There's one memory that stands out from that experience, nearly forty years ago, besides the overwhelming frustration.  It was when Dr. Spross introduced the concept of the "Hamiltonian function," a mathematical framework for analyzing motion.  He seemed so excited about it.  It was, he said, an incredibly elegant way to consider velocity, acceleration, force, momentum, and so on.  So I thought, "Cool!  That sounds pretty interesting."

Following that cheerful thought was an hour and a half of thinking, "I have no fucking idea what any of this means."  It was completely opaque.  The worst part was that a number of my classmates were nodding their heads, writing stuff down, and seemed to get it with no problem.

So I was either the only dumb one in the class, or they were just better at hiding their dismay than I was.

Anyhow, I think that was the moment I realized a career in research physics was not in the cards for me.

To this day, the "Hamiltonian function" remains something that in my mind symbolizes the Unknowable.  I have deep and abiding admiration for people for whom that concept makes sense (first and foremost, William Rowan Hamilton, who developed it).  And I'm sure it is elegant, just as Dr.

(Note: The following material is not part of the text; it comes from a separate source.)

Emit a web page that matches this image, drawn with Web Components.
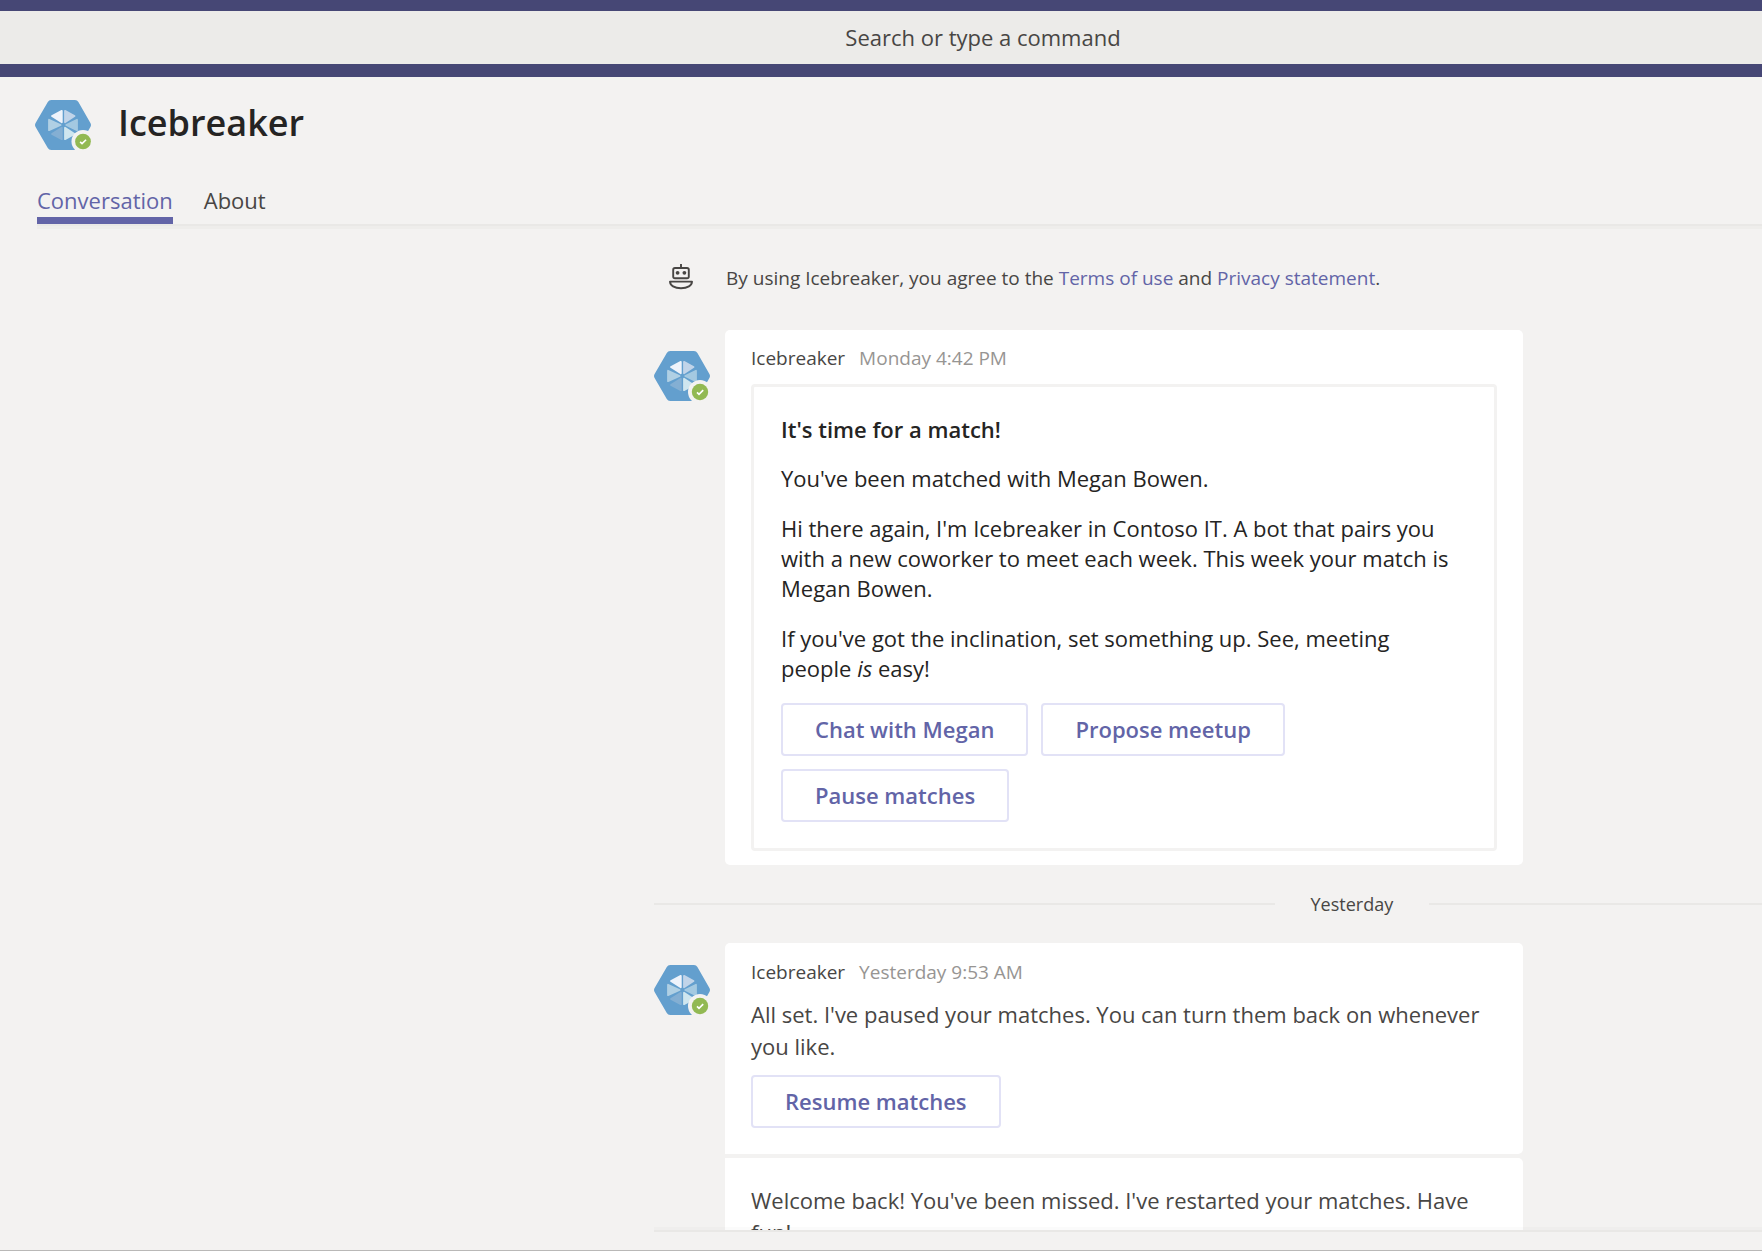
<!DOCTYPE html>
<html lang="en">
<head>
<meta charset="utf-8">
<title>Icebreaker</title>
<style>
  html, body { height: 100%; margin: 0; }
  body {
    --brand: #6264a7;
    --bar: #464775;
    --canvas: #f3f2f1;
    --line: #e9e8e6;
    --line-soft: #eeedeb;
    --ink: #252423;
    --ink-mid: #484644;
    --ink-soft: #979593;
    --body-size: 22px;
    --meta-size: 19px;
    background: var(--canvas);
    color: var(--ink-mid);
    font-family: "Open Sans", "Noto Sans", sans-serif;
    font-size: var(--body-size);
    overflow: hidden;
  }
</style>
</head>
<body>
<chat-app></chat-app>

<script>
const define = (name, html, setup) => {
  const template = document.createElement('template');
  template.innerHTML = html;
  customElements.define(name, class extends HTMLElement {
    constructor() {
      super();
      this.attachShadow({ mode: 'open' }).append(template.content.cloneNode(true));
    }
    connectedCallback() { if (setup) setup(this, this.shadowRoot); }
  });
};

define('bot-avatar', `
  <style>
    :host { display: block; flex: none; width: 56px; height: 50px; }
    svg { display: block; }
  </style>
  <svg width="56" height="50" viewBox="0 0 56 50" role="img" aria-label="Icebreaker, available">
    <path fill="#639fce" d="M16.200 0H40a4 4 0 0 1 3.400 2L55.400 23a4 4 0 0 1 0 4L43.400 48a4 4 0 0 1-3.400 2H16.200a4 4 0 0 1-3.400-2L.6 27a4 4 0 0 1 0-4L12.800 2a4 4 0 0 1 3.400-2z"/>
    <g stroke-width="1.800" stroke-linejoin="round">
      <path fill="#eef3fb" stroke="#eef3fb" d="M26.800 22.200V10.800L17 16z"/>
      <path fill="#c1d4e9" stroke="#c1d4e9" d="M30 22.200V10.800L39.500 16z"/>
      <path fill="#b0d0e4" stroke="#b0d0e4" d="M25.600 25L14 19.800V30.200z"/>
      <path fill="#a4c9e1" stroke="#a4c9e1" d="M31.200 25L42 19.800V30.200z"/>
      <path fill="#84afd3" stroke="#84afd3" d="M26.800 27.800V39.200L17 34z"/>
      <path fill="#cfe6ef" stroke="#cfe6ef" d="M30 27.800V39.200L39.500 34z"/>
    </g>
    <g class="badge" transform="translate(46 41)">
      <circle r="12" fill="#f3f2f1"/>
      <circle r="8.200" fill="#92b953"/>
      <path d="M-3 .4L-1 2.300L3.200-1.800" fill="none" stroke="#fff" stroke-width="1.700"/>
    </g>
  </svg>`, (host, root) => {
    if (host.hasAttribute('edge')) root.querySelector('.badge').setAttribute('transform', 'translate(48 41.500) scale(.96)');
  });

define('bot-glyph', `
  <style>:host { display: block; width: 24px; height: 26px; } svg { display: block; }</style>
  <svg width="24" height="26" viewBox="0 0 24 26" fill="none" stroke="#484644" stroke-width="1.900" aria-hidden="true">
    <path d="M12 0V4"/>
    <rect x="4.200" y="4" width="15.600" height="10.300" rx="1.800"/>
    <path stroke-linejoin="round" d="M1 17.600H23C23 21.500 18.500 24.300 12 24.300S1 21.500 1 17.600z"/>
    <circle cx="8.600" cy="8.800" r="1.900" fill="#484644" stroke="none"/>
    <circle cx="15.400" cy="8.800" r="1.900" fill="#484644" stroke="none"/>
  </svg>`);

define('command-bar', `
  <style>
    :host { display: block; flex: none; background: var(--bar); padding: 11px 0 13px; }
    input {
      display: block; box-sizing: border-box; width: 100%; height: 53px; margin: 0;
      padding: 0 0 2px 204px; border: 0; border-radius: 0; outline: 0;
      background: #ecebe9; color: var(--ink-mid); font: inherit; text-align: center;
    }
    input::placeholder { color: var(--ink-mid); opacity: 1; }
  </style>
  <input type="text" placeholder="Search or type a command" aria-label="Search or type a command">`);

define('nav-tab', `
  <style>
    :host { display: block; }
    a { display: block; line-height: 28px; padding-bottom: 3px; border-bottom: 7px solid transparent; color: var(--ink-mid); text-decoration: none; }
    :host([selected]) a { color: var(--brand); border-color: var(--brand); }
  </style>
  <a href="#"><slot></slot></a>`);

define('app-header', `
  <style>
    :host { display: block; flex: none; padding: 23px 0 0 35px; }
    .title { display: flex; align-items: flex-start; gap: 27px; }
    h1 { margin: 0; font-size: 36px; font-weight: 600; line-height: 46px; color: var(--ink); }
    nav { display: flex; gap: 31px; margin: 36px 0 0 2px; border-bottom: 2px solid var(--line); box-shadow: 0 3px 0 var(--line-soft); }
  </style>
  <div class="title"><bot-avatar edge></bot-avatar><h1>Icebreaker</h1></div>
  <nav><nav-tab selected>Conversation</nav-tab><nav-tab>About</nav-tab></nav>`);

define('action-button', `
  <style>
    :host { display: block; }
    button {
      display: block; box-sizing: border-box; height: 53px; margin: 0; padding: 0 32px 2px;
      border: 2px solid #e2e2f6; border-radius: 4px; background: #fff; color: var(--brand);
      font: inherit; font-weight: 600;
    }
  </style>
  <button type="button"><slot></slot></button>`);

define('terms-notice', `
  <style>
    :host { display: flex; align-items: flex-start; gap: 33px; padding: 38px 0 0 15px; font-size: var(--meta-size); line-height: 28px; }
    a { color: var(--brand); text-decoration: none; }
  </style>
  <bot-glyph></bot-glyph>
  <span>By using Icebreaker, you agree to the <a href="#">Terms of use</a> and <a href="#">Privacy statement</a>.</span>`);

define('chat-message', `
  <style>
    :host { display: flex; align-items: flex-start; gap: 15px; }
    .who { flex: none; width: 56px; padding-top: 21px; }
    article { box-sizing: border-box; flex: 0 1 798px; padding: 16px 26px 14px; border-radius: 5px; background: #fff; }
    header { display: flex; gap: 14px; margin-bottom: 14px; font-size: var(--meta-size); line-height: 24px; }
    time { color: var(--ink-soft); }
    :host([text]) .who { padding-top: 22px; }
    :host([text]) article { padding-top: 17px; padding-bottom: 26px; border-bottom-left-radius: 0; }
    :host([follow]) article { padding-top: 26px; border-top-left-radius: 0; }
    :host([follow]) header, :host([follow]) bot-avatar { display: none; }
  </style>
  <div class="who"><bot-avatar></bot-avatar></div>
  <article>
    <header><span>Icebreaker</span><time></time></header>
    <slot></slot>
  </article>`, (host, root) => {
    root.querySelector('time').textContent = host.getAttribute('when') || '';
  });

define('message-text', `
  <style>
    :host { display: flex; flex-direction: column; align-items: flex-start; gap: 13px; }
    p { margin: 0; line-height: 32px; }
  </style>
  <p><slot></slot></p>
  <slot name="action"></slot>`);

define('match-card', `
  <style>
    :host { display: block; padding: 27px 40px 26px 27px; border: 3px solid #f3f2f1; border-radius: 4px; color: var(--ink); line-height: 30px; }
    h2, p { margin: 0 0 20px; font-size: inherit; }
    h2 { margin-bottom: 19px; font-weight: 600; }
    .actions { display: flex; flex-wrap: wrap; gap: 13px; }
  </style>
  <h2>It's time for a match!</h2>
  <p>You've been matched with Megan Bowen.</p>
  <p>Hi there again, I'm Icebreaker in Contoso IT. A bot that pairs you with a new coworker to meet each week. This week your match is Megan Bowen.</p>
  <p>If you've got the inclination, set something up. See, meeting people <em>is</em> easy!</p>
  <div class="actions">
    <action-button>Chat with Megan</action-button>
    <action-button>Propose meetup</action-button>
    <action-button>Pause matches</action-button>
  </div>`);

define('day-divider', `
  <style>
    :host { display: flex; align-items: center; gap: 36px; height: 78px; font-size: 18px; }
    i { height: 2px; background: var(--line); flex: 619 1 0; }
    i:last-child { flex-grow: 332; }
  </style>
  <i></i><span><slot></slot></span><i></i>`);

define('chat-feed', `
  <style>
    :host { display: grid; grid-template-columns: 655fr 1107fr; flex: 1; min-height: 0; }
    main { grid-column: 2; position: relative; display: flex; flex-direction: column; overflow: hidden; min-height: 0; margin-left: -1px; box-shadow: 0 2px 0 var(--line); }
    main::after { content: ""; position: absolute; inset: auto 0 0 0; height: 3px; background: rgba(37, 36, 35, .02); }
    main > * { flex-shrink: 0; }
    terms-notice { margin-bottom: 38px; }
    chat-message + chat-message { margin-top: 4px; }
  </style>
  <main>
    <terms-notice></terms-notice>
    <chat-message when="Monday 4:42 PM"><match-card></match-card></chat-message>
    <day-divider>Yesterday</day-divider>
    <chat-message text when="Yesterday 9:53 AM">
      <message-text>All set. I've paused your matches. You can turn them back on whenever you like.<action-button slot="action">Resume matches</action-button></message-text>
    </chat-message>
    <chat-message text follow>
      <message-text>Welcome back! You've been missed. I've restarted your matches. Have fun!</message-text>
    </chat-message>
  </main>`);

define('chat-app', `
  <style>
    :host { display: flex; flex-direction: column; height: 100vh; }
    footer { flex: none; height: 20px; border-bottom: 1px solid #b9b8b7; }
  </style>
  <command-bar></command-bar>
  <app-header></app-header>
  <chat-feed></chat-feed>
  <footer></footer>`);
</script>
</body>
</html>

Spross said.  But experiencing that elegance was (and probably still is) entirely beyond me.

It's this tendency to find what we can't understand awe-inspiring that has led to the idea of the god of the gaps -- in which gaps in our scientific knowledge are attributed to the incomprehensible hand of the divine.  Theologian Dietrich Bonhoeffer realized what the problem with this was, at least for people who are religious:
How wrong it is to use God as a stop-gap for the incompleteness of our knowledge.  If in fact the frontiers of knowledge are being pushed further and further back (and that is bound to be the case), then God is being pushed back with them, and is therefore continually in retreat.  We are to find God in what we know, not in what we don't know.
Anyhow, that was a long-winded preamble as an explanation of why all of this comes up in today's post.  I immediately thought of the awe-inspiring nature of what we don't understand when I read an article yesterday about two researchers at the University of Rochester, Tamar Friedmann and Carl Hagen, who found that a method for calculating the energy levels of a hydrogen atom generates the well-known number pi.

[image courtesy of the Wikimedia Commons]

It turns out to have something to do with a mathematical function called the Wallis product, which says that you can generate π/2 by a simple series of multiplications:
π/2 = (2/1) x (2/3) x (4/3) x (4/5) x (6/5) x (6/7) x (8/7) x (8/9)....
The pattern is that the numerators of the fractions are 2, 2, 4, 4, 6, 6, 8, 8... and the denominators 1, 3, 3, 5, 5, 7, 7, 9, 9...  And the cool thing is, the more terms you add, the closer you get to π/2.

Now, as for why this is so... well, I tried reading the explanation, and my eyes started spinning.  And I've taken lots of math courses, including calculus and differential equations, and like I said earlier, I majored in physics (as much of a mistake as that turned out to be).  But when I took a look at the paper about the energy levels of hydrogen and the Wallis product and gamma functions, I almost could hear Dr. Spross's voice, explaining it in a tone that implies that it would be immediately clear to a small child, or even an unusually intelligent dog.

And all of those feelings from Classical Mechanics came bubbling up to the surface.

So I'm left with being a little in awe about it all.  Somehow, even though I have no real understanding of why, the same number that I learned about in geometry class as the ratio between a circle's circumference and its diameter shows up in the energy levels of hydrogen atoms.  Predictably, I'm not inclined to attribute such correspondences to the hand of the divine, but I do think they're (in Dr. Spross's words) "elegant."  And even if I never get much beyond that, I can still appreciate the minds of the people who can.